Ok, I've duplicated this here with a PCI card containing a bridge on a
pci hotplug system, so I'll work on tracking this down...

thanks for letting me know.

greg k-h

2003-06-03 19:13:22

by Greg KH

[permalink] [raw]
Subject: Re: 2.5.70: pcmcia oops (a real one! honest!)

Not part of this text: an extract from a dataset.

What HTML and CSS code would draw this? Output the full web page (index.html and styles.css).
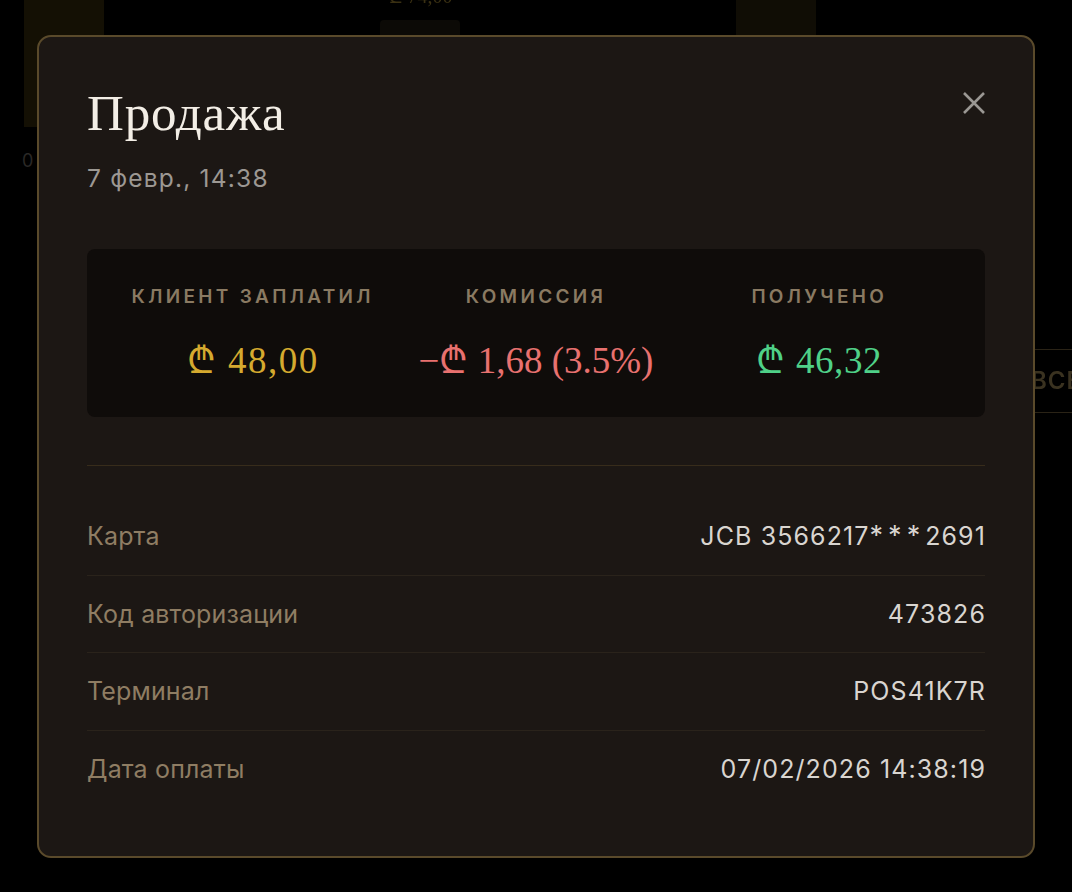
FILE: index.html
```html
<!DOCTYPE html>
<html lang="ru">
<head>
<meta charset="utf-8">
<title>Продажа</title>
<link rel="stylesheet" href="styles.css">
</head>
<body>
<div class="backdrop">
  <div class="chart">
    <div class="bar bar-a"></div>
    <div class="bar-label">₾ 74,00</div>
    <div class="bar bar-b"></div>
    <div class="bar bar-c"></div>
    <div class="axis">0</div>
  </div>
  <div class="bg-button">ВСЕ</div>
</div>

<div class="modal" role="dialog" aria-label="Продажа">
  <div class="modal-head">
    <div class="titles">
      <h1 class="title">Продажа</h1>
      <div class="subtitle">7 февр., 14:38</div>
    </div>
    <button class="close" aria-label="Закрыть">
      <svg width="24" height="24" viewBox="0 0 24 24"><path d="M2 2 L22 22 M22 2 L2 22" stroke="currentColor" stroke-width="2.6" fill="none"/></svg>
    </button>
  </div>

  <div class="stats">
    <div class="stat">
      <div class="stat-label">Клиент заплатил</div>
      <div class="stat-value gold">₾ 48,00</div>
    </div>
    <div class="stat">
      <div class="stat-label">Комиссия</div>
      <div class="stat-value red">−₾ 1,68 (3.5%)</div>
    </div>
    <div class="stat">
      <div class="stat-label">Получено</div>
      <div class="stat-value green">₾ 46,32</div>
    </div>
  </div>

  <div class="divider"></div>

  <div class="rows">
    <div class="row"><span class="row-label">Карта</span><span class="row-value">JCB 3566217<span class="mask">***</span>2691</span></div>
    <div class="row"><span class="row-label">Код авторизации</span><span class="row-value">473826</span></div>
    <div class="row"><span class="row-label">Терминал</span><span class="row-value">POS41K7R</span></div>
    <div class="row"><span class="row-label">Дата оплаты</span><span class="row-value">07/02/2026 14:38:19</span></div>
  </div>
</div>
</body>
</html>
```

FILE: styles.css
```css
* { box-sizing: border-box; }

html, body {
  margin: 0;
  padding: 0;
  background: #000;
  width: 1072px;
  height: 892px;
  overflow: hidden;
  font-family: "Inter", "Liberation Sans", sans-serif;
}

.backdrop {
  position: fixed;
  inset: 0;
  background: #000;
}

.chart { position: absolute; inset: 0; }

.bar {
  position: absolute;
  top: 0;
  width: 80px;
  background: #141004;
}
.bar-a { left: 24px; height: 127px; }
.bar-b { left: 380px; top: 20px; height: 16px; background: #0c0a06; border-radius: 4px 4px 0 0; }
.bar-c { left: 736px; height: 40px; background: #100d05; }

.bar-label {
  position: absolute;
  left: 380px;
  top: -18px;
  width: 80px;
  text-align: center;
  font-family: "Liberation Serif", serif;
  font-size: 20px;
  color: #3a3012;
}

.axis {
  position: absolute;
  left: 22px;
  top: 150px;
  font-size: 18px;
  color: #2a2826;
}

.bg-button {
  position: absolute;
  left: 1020px;
  top: 349px;
  width: 120px;
  height: 64px;
  border: 1px solid #2a2316;
  border-radius: 8px;
  padding-left: 10px;
  line-height: 62px;
  font-size: 24px;
  font-weight: 600;
  letter-spacing: 1px;
  color: #3a3220;
}

.modal {
  position: fixed;
  left: 37px;
  top: 35px;
  width: 998px;
  background: #1c1714;
  border: 2px solid #5a4a2b;
  border-radius: 14px;
  padding: 48px 48px 49px;
}

.modal-head {
  display: flex;
  justify-content: space-between;
  align-items: flex-start;
}

.title {
  margin: 0;
  font-family: "Liberation Serif", "DejaVu Serif", serif;
  font-weight: 400;
  font-size: 51px;
  line-height: 56px;
  letter-spacing: 0.8px;
  color: #f3eee6;
}

.subtitle {
  margin-top: 23px;
  font-size: 24.5px;
  line-height: 29px;
  letter-spacing: 1.2px;
  color: #9c9893;
}

.close {
  margin-top: 6px;
  margin-right: -1px;
  padding: 0;
  width: 24px;
  height: 24px;
  border: 0;
  background: none;
  color: #9a9793;
  display: flex;
}

.stats {
  margin-top: 56px;
  background: #0f0c0a;
  border-radius: 8px;
  padding: 36px 24px;
  display: grid;
  grid-template-columns: repeat(3, 1fr);
}

.stat {
  display: flex;
  flex-direction: column;
  align-items: center;
  gap: 31px;
}

.stat-label {
  font-size: 19px;
  line-height: 24px;
  font-weight: 600;
  letter-spacing: 3.3px;
  text-transform: uppercase;
  color: #8a7a62;
}

.stat-value {
  font-family: "Liberation Serif", "DejaVu Serif", serif;
  font-size: 37px;
  line-height: 41px;
  white-space: nowrap;
}
.gold { color: #d5aa2f; letter-spacing: 1.5px; }
.red { color: #e8716f; }
.green { color: #4fd188; letter-spacing: 0.6px; }

.divider {
  margin-top: 48px;
  height: 1px;
  background: #372c1b;
}

.rows { margin-top: 32px; }

.row {
  display: flex;
  justify-content: space-between;
  align-items: baseline;
  padding: 24px 0;
  font-size: 25px;
  line-height: 28.5px;
  border-bottom: 1px solid #2a231b;
}
.row:last-child { border-bottom: 0; }

.row-label { color: #8f7d63; letter-spacing: 0.15px; }
.row-value { color: #d9d5d0; letter-spacing: 1.1px; margin-right: -1px; }
.mask { letter-spacing: 5px; font-size: 27px; }
```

On Mon, Jun 02, 2003 at 02:05:37PM -0700, Greg KH wrote:
> On Sun, Jun 01, 2003 at 01:41:42AM +1000, CaT wrote:
> > On Thu, May 29, 2003 at 02:21:39PM -0700, Greg KH wrote:
> > > On Thu, May 29, 2003 at 09:02:09AM +0100, Russell King wrote:
> > > > On Wed, May 28, 2003 at 02:26:10PM +1000, CaT wrote:
> > > > > removed my xircom pcmcia realport card and put in another. End result was
> > > > > total loss of ps2 keyboard functionality (everything else, inc the ps2 mouse
> > > > > still works). I then removed the xircom card. The following was in dmesg:
> > > >
> > > > I'm assuming that this is something Gregkh needs to look into and not
> > > > myself; my guess is that it's related to the pci device accounting stuff.
> > > >
> > > > Greg?
> > >
> > > Yeah, it could be. Cat, can you revert the following patch from your
> > > tree and let me know if it fixes your problem or not?
> >
> > The kernel no longer crashes on remove and I can reinsert and it
> > recognises the card without hassle. I do get no messages on eject though
> > (about devices being deregistered, etc) but I get msgs on insert (about
> > them getting regstered etc). One time I didn't get the card recognised
> > at all on insert... dunno if that was myfault or not but on eject and
> > reinsert all was fine.
>
> Ok, I've duplicated this here with a PCI card containing a bridge on a
> pci hotplug system, so I'll work on tracking this down...

Ah, stupid bug in the driver class code was causing this. Can you try
this patch out against a clean 2.5.70 tree? It fixes the problem for
me, and I want to make sure it fixes it for you too.

thanks,

greg k-h

#Driver Class: don't call put_device() when we never called get_device()
#
#This fixes a oops when unplugging pci network devices.
#

diff -Nru a/drivers/base/class.c b/drivers/base/class.c
--- a/drivers/base/class.c Tue Jun 3 12:24:05 2003
+++ b/drivers/base/class.c Tue Jun 3 12:24:05 2003
@@ -311,11 +311,8 @@
up_write(&parent->subsys.rwsem);
}

- if (class_dev->dev) {
- class_device_dev_unlink(class_dev);
- class_device_driver_unlink(class_dev);
- put_device(class_dev->dev);
- }
+ class_device_dev_unlink(class_dev);
+ class_device_driver_unlink(class_dev);

kobject_del(&class_dev->kobj);

2003-06-05 04:10:34

by CaT

[permalink] [raw]
Subject: Re: 2.5.70: pcmcia oops (a real one! honest!)

On Tue, Jun 03, 2003 at 12:28:36PM -0700, Greg KH wrote:
> Ah, stupid bug in the driver class code was causing this. Can you try
> this patch out against a clean 2.5.70 tree? It fixes the problem for
> me, and I want to make sure it fixes it for you too.

It does. Whilst I get no messages telling me ttyS1 and eth1 have been
deregistered, the kernel doesn't crash on me either and everything
appears normal with lspci.

Whee. :)

--
Martin's distress was in contrast to the bitter satisfaction of some
of his fellow marines as they surveyed the scene. "The Iraqis are sick
people and we are the chemotherapy," said Corporal Ryan Dupre. "I am
starting to hate this country. Wait till I get hold of a friggin' Iraqi.
No, I won't get hold of one. I'll just kill him."
- http://www.informationclearinghouse.info/article2479.htm